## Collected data
┌──
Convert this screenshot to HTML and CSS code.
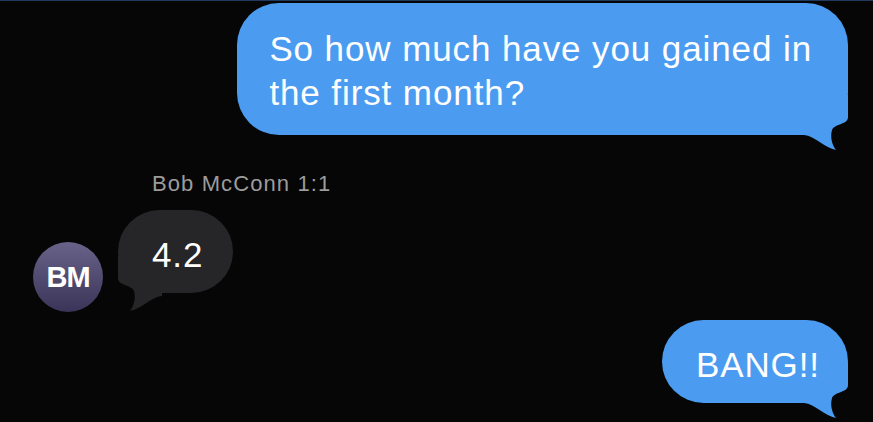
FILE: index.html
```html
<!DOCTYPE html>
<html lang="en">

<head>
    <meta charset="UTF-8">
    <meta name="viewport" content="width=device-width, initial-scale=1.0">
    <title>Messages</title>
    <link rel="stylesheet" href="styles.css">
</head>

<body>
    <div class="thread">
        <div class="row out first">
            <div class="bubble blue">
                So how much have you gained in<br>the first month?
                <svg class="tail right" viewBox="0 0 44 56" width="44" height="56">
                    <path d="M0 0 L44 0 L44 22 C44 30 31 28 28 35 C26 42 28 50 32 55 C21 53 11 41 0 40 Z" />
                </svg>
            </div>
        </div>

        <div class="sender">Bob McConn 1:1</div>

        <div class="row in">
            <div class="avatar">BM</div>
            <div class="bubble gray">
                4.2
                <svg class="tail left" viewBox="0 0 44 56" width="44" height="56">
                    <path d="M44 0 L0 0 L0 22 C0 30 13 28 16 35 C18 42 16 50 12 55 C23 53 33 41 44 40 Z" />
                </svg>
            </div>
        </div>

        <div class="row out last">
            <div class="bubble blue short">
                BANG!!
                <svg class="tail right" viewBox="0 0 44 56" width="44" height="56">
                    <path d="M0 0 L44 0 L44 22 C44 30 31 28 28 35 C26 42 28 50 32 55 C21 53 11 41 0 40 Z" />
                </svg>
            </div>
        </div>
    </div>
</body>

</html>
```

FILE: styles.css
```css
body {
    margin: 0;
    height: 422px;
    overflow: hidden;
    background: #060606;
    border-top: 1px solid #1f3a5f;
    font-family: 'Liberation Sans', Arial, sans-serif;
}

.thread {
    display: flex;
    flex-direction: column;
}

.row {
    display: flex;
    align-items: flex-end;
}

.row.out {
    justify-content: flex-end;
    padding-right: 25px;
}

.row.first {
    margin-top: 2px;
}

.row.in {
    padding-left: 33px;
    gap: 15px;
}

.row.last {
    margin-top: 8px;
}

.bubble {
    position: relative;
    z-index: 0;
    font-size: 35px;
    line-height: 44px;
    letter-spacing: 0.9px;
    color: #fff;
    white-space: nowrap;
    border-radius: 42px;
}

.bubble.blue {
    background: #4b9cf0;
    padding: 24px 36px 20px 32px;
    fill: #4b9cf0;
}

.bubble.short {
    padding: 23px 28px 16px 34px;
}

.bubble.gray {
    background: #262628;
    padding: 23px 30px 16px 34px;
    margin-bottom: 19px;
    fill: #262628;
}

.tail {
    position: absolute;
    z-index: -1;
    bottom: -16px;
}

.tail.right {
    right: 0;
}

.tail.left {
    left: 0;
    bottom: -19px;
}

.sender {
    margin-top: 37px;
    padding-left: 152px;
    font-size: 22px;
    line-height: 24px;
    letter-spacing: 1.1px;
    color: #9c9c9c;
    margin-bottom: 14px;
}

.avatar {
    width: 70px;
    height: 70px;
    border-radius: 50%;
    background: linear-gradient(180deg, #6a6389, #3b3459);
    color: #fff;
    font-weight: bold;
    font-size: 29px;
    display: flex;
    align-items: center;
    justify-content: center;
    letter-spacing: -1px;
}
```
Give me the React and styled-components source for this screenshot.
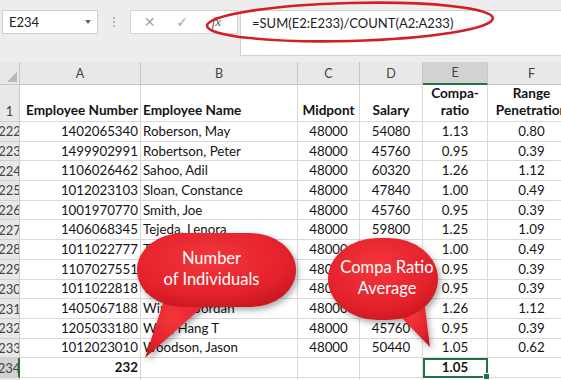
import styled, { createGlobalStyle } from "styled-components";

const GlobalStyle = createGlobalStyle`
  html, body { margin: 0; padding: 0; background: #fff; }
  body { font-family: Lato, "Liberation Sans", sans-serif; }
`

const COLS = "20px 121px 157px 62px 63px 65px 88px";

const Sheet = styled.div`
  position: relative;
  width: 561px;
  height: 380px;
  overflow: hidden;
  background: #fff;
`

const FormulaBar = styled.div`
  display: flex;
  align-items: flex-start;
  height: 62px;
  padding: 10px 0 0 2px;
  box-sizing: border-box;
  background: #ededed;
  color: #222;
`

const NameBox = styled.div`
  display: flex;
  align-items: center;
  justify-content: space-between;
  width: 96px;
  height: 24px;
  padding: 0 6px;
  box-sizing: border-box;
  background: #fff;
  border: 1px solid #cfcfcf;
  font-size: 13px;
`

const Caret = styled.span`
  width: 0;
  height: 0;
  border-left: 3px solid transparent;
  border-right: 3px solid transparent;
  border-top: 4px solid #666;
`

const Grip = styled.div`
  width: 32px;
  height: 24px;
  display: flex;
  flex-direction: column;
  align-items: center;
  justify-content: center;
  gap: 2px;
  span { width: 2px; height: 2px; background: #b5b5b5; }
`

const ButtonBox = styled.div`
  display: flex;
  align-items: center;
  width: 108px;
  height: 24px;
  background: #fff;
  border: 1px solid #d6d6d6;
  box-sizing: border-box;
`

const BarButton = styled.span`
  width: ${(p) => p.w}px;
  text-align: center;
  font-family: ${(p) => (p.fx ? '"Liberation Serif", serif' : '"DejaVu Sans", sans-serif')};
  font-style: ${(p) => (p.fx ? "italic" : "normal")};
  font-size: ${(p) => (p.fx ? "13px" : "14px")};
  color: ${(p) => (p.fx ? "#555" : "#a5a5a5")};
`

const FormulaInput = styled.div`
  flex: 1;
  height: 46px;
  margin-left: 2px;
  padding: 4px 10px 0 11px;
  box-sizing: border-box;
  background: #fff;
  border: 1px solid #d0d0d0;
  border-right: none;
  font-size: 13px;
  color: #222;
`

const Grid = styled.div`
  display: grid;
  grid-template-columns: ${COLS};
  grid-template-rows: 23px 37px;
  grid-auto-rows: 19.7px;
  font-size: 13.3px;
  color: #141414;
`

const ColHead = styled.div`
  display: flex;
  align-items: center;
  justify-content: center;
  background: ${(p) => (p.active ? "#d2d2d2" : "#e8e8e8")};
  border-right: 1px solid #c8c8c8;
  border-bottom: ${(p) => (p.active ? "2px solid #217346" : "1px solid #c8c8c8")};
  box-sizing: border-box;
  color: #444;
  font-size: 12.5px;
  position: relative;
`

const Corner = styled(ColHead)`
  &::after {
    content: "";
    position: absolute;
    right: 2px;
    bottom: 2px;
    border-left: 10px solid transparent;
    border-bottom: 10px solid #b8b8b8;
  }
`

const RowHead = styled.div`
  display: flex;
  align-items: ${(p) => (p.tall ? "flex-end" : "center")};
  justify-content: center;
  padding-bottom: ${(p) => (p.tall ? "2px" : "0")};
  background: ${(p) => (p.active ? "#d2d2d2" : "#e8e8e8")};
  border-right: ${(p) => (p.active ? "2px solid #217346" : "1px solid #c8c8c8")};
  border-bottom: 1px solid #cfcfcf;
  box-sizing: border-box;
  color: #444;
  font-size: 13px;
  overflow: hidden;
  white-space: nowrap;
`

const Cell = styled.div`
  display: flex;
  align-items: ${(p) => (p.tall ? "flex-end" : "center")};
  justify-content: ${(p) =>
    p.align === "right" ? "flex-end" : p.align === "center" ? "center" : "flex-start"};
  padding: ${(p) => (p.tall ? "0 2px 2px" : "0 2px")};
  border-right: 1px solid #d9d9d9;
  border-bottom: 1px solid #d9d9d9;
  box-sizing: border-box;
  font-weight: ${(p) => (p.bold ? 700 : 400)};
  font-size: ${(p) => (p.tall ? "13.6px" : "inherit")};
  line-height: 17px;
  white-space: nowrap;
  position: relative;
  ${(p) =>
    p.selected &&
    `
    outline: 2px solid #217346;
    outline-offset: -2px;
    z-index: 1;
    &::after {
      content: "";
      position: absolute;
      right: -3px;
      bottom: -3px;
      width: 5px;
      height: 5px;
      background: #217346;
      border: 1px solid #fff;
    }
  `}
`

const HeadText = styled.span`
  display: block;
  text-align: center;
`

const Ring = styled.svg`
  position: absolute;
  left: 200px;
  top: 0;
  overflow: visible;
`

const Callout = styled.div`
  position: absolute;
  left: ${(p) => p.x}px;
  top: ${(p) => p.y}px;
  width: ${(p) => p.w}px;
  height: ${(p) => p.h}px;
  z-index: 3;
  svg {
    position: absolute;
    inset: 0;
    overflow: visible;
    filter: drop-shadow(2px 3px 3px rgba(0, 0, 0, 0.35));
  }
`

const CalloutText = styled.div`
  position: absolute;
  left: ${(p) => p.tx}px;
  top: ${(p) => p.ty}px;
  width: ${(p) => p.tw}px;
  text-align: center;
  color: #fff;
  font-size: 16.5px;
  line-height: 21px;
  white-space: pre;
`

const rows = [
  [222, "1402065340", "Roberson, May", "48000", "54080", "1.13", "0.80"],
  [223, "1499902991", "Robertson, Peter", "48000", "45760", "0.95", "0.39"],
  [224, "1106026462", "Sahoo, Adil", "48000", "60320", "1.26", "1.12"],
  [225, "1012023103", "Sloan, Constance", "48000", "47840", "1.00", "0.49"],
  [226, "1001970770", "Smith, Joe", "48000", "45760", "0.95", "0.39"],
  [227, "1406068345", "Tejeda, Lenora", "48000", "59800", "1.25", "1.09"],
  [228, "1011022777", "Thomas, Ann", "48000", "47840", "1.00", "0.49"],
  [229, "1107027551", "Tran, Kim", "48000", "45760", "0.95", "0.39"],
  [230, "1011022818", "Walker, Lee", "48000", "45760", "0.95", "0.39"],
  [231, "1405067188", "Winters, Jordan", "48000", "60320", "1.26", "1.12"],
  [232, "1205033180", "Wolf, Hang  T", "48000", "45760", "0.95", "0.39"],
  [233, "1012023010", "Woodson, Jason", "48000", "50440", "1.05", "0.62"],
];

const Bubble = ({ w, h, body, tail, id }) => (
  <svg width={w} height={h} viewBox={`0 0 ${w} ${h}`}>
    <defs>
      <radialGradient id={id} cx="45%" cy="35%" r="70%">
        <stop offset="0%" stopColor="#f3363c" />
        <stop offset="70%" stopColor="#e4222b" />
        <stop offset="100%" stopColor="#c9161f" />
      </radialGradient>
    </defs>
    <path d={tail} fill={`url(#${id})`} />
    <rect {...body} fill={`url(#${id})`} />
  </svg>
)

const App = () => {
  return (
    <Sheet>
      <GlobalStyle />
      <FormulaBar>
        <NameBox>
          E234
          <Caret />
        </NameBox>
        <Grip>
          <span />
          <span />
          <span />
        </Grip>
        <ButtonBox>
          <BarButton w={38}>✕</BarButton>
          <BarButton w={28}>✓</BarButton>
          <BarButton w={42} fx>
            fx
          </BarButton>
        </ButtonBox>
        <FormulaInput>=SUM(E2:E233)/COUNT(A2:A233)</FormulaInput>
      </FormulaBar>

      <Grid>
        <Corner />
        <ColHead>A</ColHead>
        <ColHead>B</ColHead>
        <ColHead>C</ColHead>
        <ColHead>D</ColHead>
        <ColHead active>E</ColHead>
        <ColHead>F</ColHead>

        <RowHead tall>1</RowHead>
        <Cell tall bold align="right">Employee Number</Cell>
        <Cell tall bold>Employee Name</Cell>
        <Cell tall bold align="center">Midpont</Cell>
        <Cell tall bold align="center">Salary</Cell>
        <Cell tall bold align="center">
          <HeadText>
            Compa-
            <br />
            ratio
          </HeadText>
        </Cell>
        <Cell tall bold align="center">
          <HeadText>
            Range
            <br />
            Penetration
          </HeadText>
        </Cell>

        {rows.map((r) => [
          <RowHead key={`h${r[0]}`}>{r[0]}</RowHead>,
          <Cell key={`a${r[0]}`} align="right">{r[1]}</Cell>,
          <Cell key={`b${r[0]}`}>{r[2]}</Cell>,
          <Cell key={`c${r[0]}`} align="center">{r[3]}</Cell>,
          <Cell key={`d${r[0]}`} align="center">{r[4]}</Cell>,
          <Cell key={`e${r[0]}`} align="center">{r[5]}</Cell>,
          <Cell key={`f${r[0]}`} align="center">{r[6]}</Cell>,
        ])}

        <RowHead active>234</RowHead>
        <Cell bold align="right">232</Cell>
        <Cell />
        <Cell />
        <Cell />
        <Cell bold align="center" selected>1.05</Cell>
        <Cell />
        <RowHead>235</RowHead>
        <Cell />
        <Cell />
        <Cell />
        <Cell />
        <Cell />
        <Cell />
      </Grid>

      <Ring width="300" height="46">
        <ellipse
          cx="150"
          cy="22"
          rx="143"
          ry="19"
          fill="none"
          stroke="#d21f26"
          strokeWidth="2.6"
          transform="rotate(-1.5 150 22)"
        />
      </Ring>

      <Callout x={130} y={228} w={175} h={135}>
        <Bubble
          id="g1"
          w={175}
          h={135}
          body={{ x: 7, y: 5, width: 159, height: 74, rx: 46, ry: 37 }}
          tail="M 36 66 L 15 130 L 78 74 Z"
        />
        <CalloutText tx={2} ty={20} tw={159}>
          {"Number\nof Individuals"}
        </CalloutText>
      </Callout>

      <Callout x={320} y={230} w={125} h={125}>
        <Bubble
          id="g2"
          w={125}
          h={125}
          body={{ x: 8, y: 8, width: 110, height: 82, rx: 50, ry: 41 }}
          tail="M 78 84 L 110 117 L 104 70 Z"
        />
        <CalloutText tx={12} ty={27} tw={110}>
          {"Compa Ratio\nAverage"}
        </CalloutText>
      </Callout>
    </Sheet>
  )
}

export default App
└──
Isolate the lines that hold the word "this" and copy all of them.

Convert this screenshot to HTML and CSS code.
Give me the React and styled-components source for this screenshot.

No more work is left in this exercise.